STATED EXERCISE
Starting at the first line of the listing below, repeat each line exactly until the line containing "Academics/Class Section Instructors</div>", which you include. Leave out pictures.

RAW DATA
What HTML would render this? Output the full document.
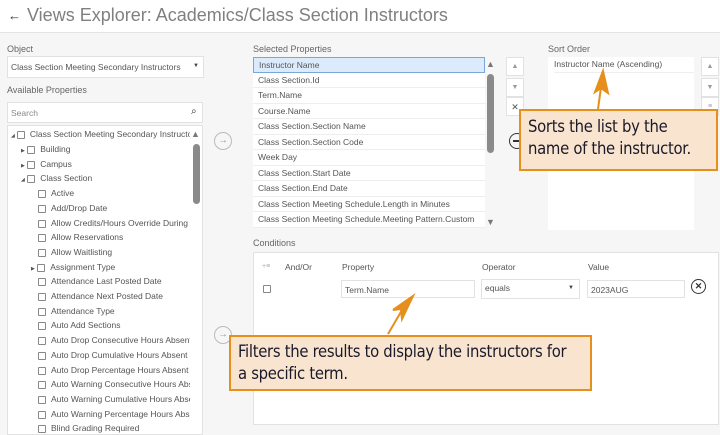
<!DOCTYPE html>
<html><head><style>
*{box-sizing:border-box;margin:0;padding:0}
body{width:720px;height:427px;overflow:hidden;background:#f6f6f6;font-family:"Liberation Sans",sans-serif;position:relative;color:#555}
.a{position:absolute}
.lbl{font-size:9px;color:#666}
.t{font-size:8.5px;color:#555;white-space:nowrap}
.box{background:#fff;border:1px solid #e2e2e2}
.cb{display:inline-block;width:8px;height:8px;border:1px solid #888;border-radius:1px;vertical-align:middle;margin-right:5px;background:#fff}
.row{position:absolute;left:0;right:0;height:15.5px;border-bottom:1px solid #eee;padding-left:5px;line-height:15px;font-size:8.5px;color:#555;background:#fff}
.btn{position:absolute;width:18px;height:19px;background:#fff;border:1px solid #e2e2e2;font-size:7px;color:#999;text-align:center;line-height:18px}
.call{position:absolute;background:#f9e5cf;border:2px solid #e58f1c;color:#1a1a2a;font-size:16.5px;line-height:22px;padding:5px 7px;font-family:"DejaVu Sans Condensed","Liberation Sans",sans-serif;letter-spacing:-0.3px}
</style></head><body>
<div class="a" style="left:0;top:0;width:720px;height:33px;background:#fff;border-bottom:1px solid #e4e4e4"></div>
<div class="a" style="left:8px;top:8px;font-size:13px;color:#333;font-weight:bold">&#x2190;</div>
<div class="a" style="left:27px;top:5px;font-size:18px;color:#808080">Views Explorer: Academics/Class Section Instructors</div>

<div class="a lbl" style="left:7px;top:44px">Object</div>
<div class="a box" style="left:7px;top:56px;width:197px;height:22px"><span class="a t" style="left:3px;top:5px">Class Section Meeting Secondary Instructors</span><span class="a" style="left:185px;top:6px;font-size:6px;color:#444">&#9660;</span></div>
<div class="a lbl" style="left:7px;top:85px">Available Properties</div>
<div class="a box" style="left:7px;top:102px;width:196px;height:21px"><span class="a t" style="left:3px;top:5px;color:#888">Search</span><span class="a" style="left:183px;top:3px;font-size:10px;color:#333">&#x2315;</span></div>
<div class="a box" style="left:7px;top:125px;width:196px;height:310px;overflow:hidden">
<div class="a" style="left:183px;top:3px;font-size:9px;color:#777">&#9650;</div>
<div class="a" style="left:185px;top:18px;width:7px;height:60px;background:#8a8a8a;border-radius:4px"></div>
<div class="a" style="left:0;top:0;width:182px;height:310px;overflow:hidden">
<div class="a t" style="left:3px;top:3px"><span style="font-size:5px">&#9698;</span><span class="cb" style="margin-left:2px"></span>Class Section Meeting Secondary Instructors</div>
<div class="a t" style="left:13px;top:18px"><span style="font-size:5px">&#9654;</span> <span class="cb"></span>Building</div>
<div class="a t" style="left:13px;top:33px"><span style="font-size:5px">&#9654;</span> <span class="cb"></span>Campus</div>
<div class="a t" style="left:13px;top:47px"><span style="font-size:5px">&#9698;</span> <span class="cb"></span>Class Section</div>
<div class="a t" style="left:30px;top:62px"><span class="cb"></span>Active</div>
<div class="a t" style="left:30px;top:77px"><span class="cb"></span>Add/Drop Date</div>
<div class="a t" style="left:30px;top:92px"><span class="cb"></span>Allow Credits/Hours Override During Registration</div>
<div class="a t" style="left:30px;top:106px"><span class="cb"></span>Allow Reservations</div>
<div class="a t" style="left:30px;top:121px"><span class="cb"></span>Allow Waitlisting</div>
<div class="a t" style="left:23px;top:136px"><span style="font-size:5px">&#9654;</span> <span class="cb"></span>Assignment Type</div>
<div class="a t" style="left:30px;top:150px"><span class="cb"></span>Attendance Last Posted Date</div>
<div class="a t" style="left:30px;top:165px"><span class="cb"></span>Attendance Next Posted Date</div>
<div class="a t" style="left:30px;top:180px"><span class="cb"></span>Attendance Type</div>
<div class="a t" style="left:30px;top:194px"><span class="cb"></span>Auto Add Sections</div>
<div class="a t" style="left:30px;top:209px"><span class="cb"></span>Auto Drop Consecutive Hours Absent</div>
<div class="a t" style="left:30px;top:224px"><span class="cb"></span>Auto Drop Cumulative Hours Absent</div>
<div class="a t" style="left:30px;top:239px"><span class="cb"></span>Auto Drop Percentage Hours Absent</div>
<div class="a t" style="left:30px;top:253px"><span class="cb"></span>Auto Warning Consecutive Hours Absent</div>
<div class="a t" style="left:30px;top:268px"><span class="cb"></span>Auto Warning Cumulative Hours Absent</div>
<div class="a t" style="left:30px;top:283px"><span class="cb"></span>Auto Warning Percentage Hours Absent</div>
<div class="a t" style="left:30px;top:297px"><span class="cb"></span>Blind Grading Required</div>
</div></div>

<div class="a" style="left:214px;top:132px;width:18px;height:18px;border:1.5px solid #bbb;border-radius:50%;color:#999;font-size:10px;text-align:center;line-height:15px">&#x2192;</div>
<div class="a" style="left:214px;top:326px;width:18px;height:18px;border:1.5px solid #bbb;border-radius:50%;color:#999;font-size:10px;text-align:center;line-height:15px">&#x2192;</div>

<div class="a lbl" style="left:253px;top:44px">Selected Properties</div>
<div class="a" style="left:253px;top:57px;width:232px;height:171px;overflow:hidden;background:#fff">
<div class="row" style="top:0;background:#dcebfb;border:1px solid #7aa6d8">Instructor Name</div>
<div class="row" style="top:15.5px">Class Section.Id</div>
<div class="row" style="top:31px">Term.Name</div>
<div class="row" style="top:46.5px">Course.Name</div>
<div class="row" style="top:62px">Class Section.Section Name</div>
<div class="row" style="top:77.5px">Class Section.Section Code</div>
<div class="row" style="top:93px">Week Day</div>
<div class="row" style="top:108.5px">Class Section.Start Date</div>
<div class="row" style="top:124px">Class Section.End Date</div>
<div class="row" style="top:139.5px">Class Section Meeting Schedule.Length in Minutes</div>
<div class="row" style="top:155px">Class Section Meeting Schedule.Meeting Pattern.Custom</div>
</div>
<div class="a" style="left:486px;top:59px;font-size:9px;color:#777">&#9650;</div>
<div class="a" style="left:487px;top:74px;width:7px;height:79px;background:#8a8a8a;border-radius:4px"></div>
<div class="a" style="left:486px;top:217px;font-size:9px;color:#777">&#9660;</div>

<div class="btn" style="left:506px;top:57px">&#9650;</div>
<div class="btn" style="left:506px;top:78px">&#9660;</div>
<div class="btn" style="left:506px;top:97px;font-size:9px;color:#555">&#x2715;</div>
<div class="a" style="left:509px;top:133px;width:16px;height:16px;border:1.5px solid #333;border-radius:50%"><div class="a" style="left:3px;top:6px;width:7px;height:1.5px;background:#333"></div></div>

<div class="a lbl" style="left:548px;top:44px">Sort Order</div>
<div class="a" style="left:548px;top:57px;width:146px;height:173px;background:#fff"><div class="a t" style="left:6px;top:2px;right:0;height:14px;border-bottom:1px solid #eee">Instructor Name (Ascending)</div></div>
<div class="btn" style="left:701px;top:57px">&#9650;</div>
<div class="btn" style="left:701px;top:78px">&#9660;</div>
<div class="btn" style="left:701px;top:97px">&#8801;</div>

<div class="a lbl" style="left:253px;top:238px">Conditions</div>
<div class="a box" style="left:253px;top:252px;width:466px;height:173px">
<span class="a" style="left:8px;top:10px;font-size:7px;color:#aaa">+&#8801;</span>
<span class="a t" style="left:31px;top:9px">And/Or</span>
<span class="a t" style="left:88px;top:9px">Property</span>
<span class="a t" style="left:228px;top:9px">Operator</span>
<span class="a t" style="left:334px;top:9px">Value</span>
<span class="a cb" style="left:9px;top:32px"></span>
<div class="a box" style="left:87px;top:27px;width:134px;height:18px"><span class="a t" style="left:3px;top:4px">Term.Name</span></div>
<div class="a box" style="left:227px;top:26px;width:99px;height:20px"><span class="a t" style="left:3px;top:3px">equals</span><span class="a" style="left:86px;top:5px;font-size:6px;color:#444">&#9660;</span></div>
<div class="a box" style="left:333px;top:27px;width:98px;height:18px"><span class="a t" style="left:3px;top:4px">2023AUG</span></div>
<div class="a" style="left:437px;top:26px;width:15px;height:15px;border:1.5px solid #333;border-radius:50%;font-size:9px;text-align:center;line-height:12px;color:#333;font-weight:bold">&#x2715;</div>
</div>

<svg class="a" style="left:0;top:0" width="720" height="427">
<g stroke="#e58f1c" stroke-width="2" fill="#e58f1c">
<line x1="598" y1="109" x2="602" y2="80"/><polygon points="603,71 595,92 601,88 608,93"/>
<line x1="388" y1="334" x2="405" y2="305"/><polygon points="413,296 393,310 401,309 402,319"/>
</g></svg>

<div class="call" style="left:519px;top:109px;width:199px;height:62px">Sorts the list by the<br>name of the instructor.</div>
<div class="call" style="left:229px;top:335px;width:363px;height:56px;padding-top:4px">Filters the results to display the instructors for<br>a specific term.</div>
</body></html>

THE RESPONSE
What HTML would render this? Output the full document.
<!DOCTYPE html>
<html><head><style>
*{box-sizing:border-box;margin:0;padding:0}
body{width:720px;height:427px;overflow:hidden;background:#f6f6f6;font-family:"Liberation Sans",sans-serif;position:relative;color:#555}
.a{position:absolute}
.lbl{font-size:9px;color:#666}
.t{font-size:8.5px;color:#555;white-space:nowrap}
.box{background:#fff;border:1px solid #e2e2e2}
.cb{display:inline-block;width:8px;height:8px;border:1px solid #888;border-radius:1px;vertical-align:middle;margin-right:5px;background:#fff}
.row{position:absolute;left:0;right:0;height:15.5px;border-bottom:1px solid #eee;padding-left:5px;line-height:15px;font-size:8.5px;color:#555;background:#fff}
.btn{position:absolute;width:18px;height:19px;background:#fff;border:1px solid #e2e2e2;font-size:7px;color:#999;text-align:center;line-height:18px}
.call{position:absolute;background:#f9e5cf;border:2px solid #e58f1c;color:#1a1a2a;font-size:16.5px;line-height:22px;padding:5px 7px;font-family:"DejaVu Sans Condensed","Liberation Sans",sans-serif;letter-spacing:-0.3px}
</style></head><body>
<div class="a" style="left:0;top:0;width:720px;height:33px;background:#fff;border-bottom:1px solid #e4e4e4"></div>
<div class="a" style="left:8px;top:8px;font-size:13px;color:#333;font-weight:bold">&#x2190;</div>
<div class="a" style="left:27px;top:5px;font-size:18px;color:#808080">Views Explorer: Academics/Class Section Instructors</div>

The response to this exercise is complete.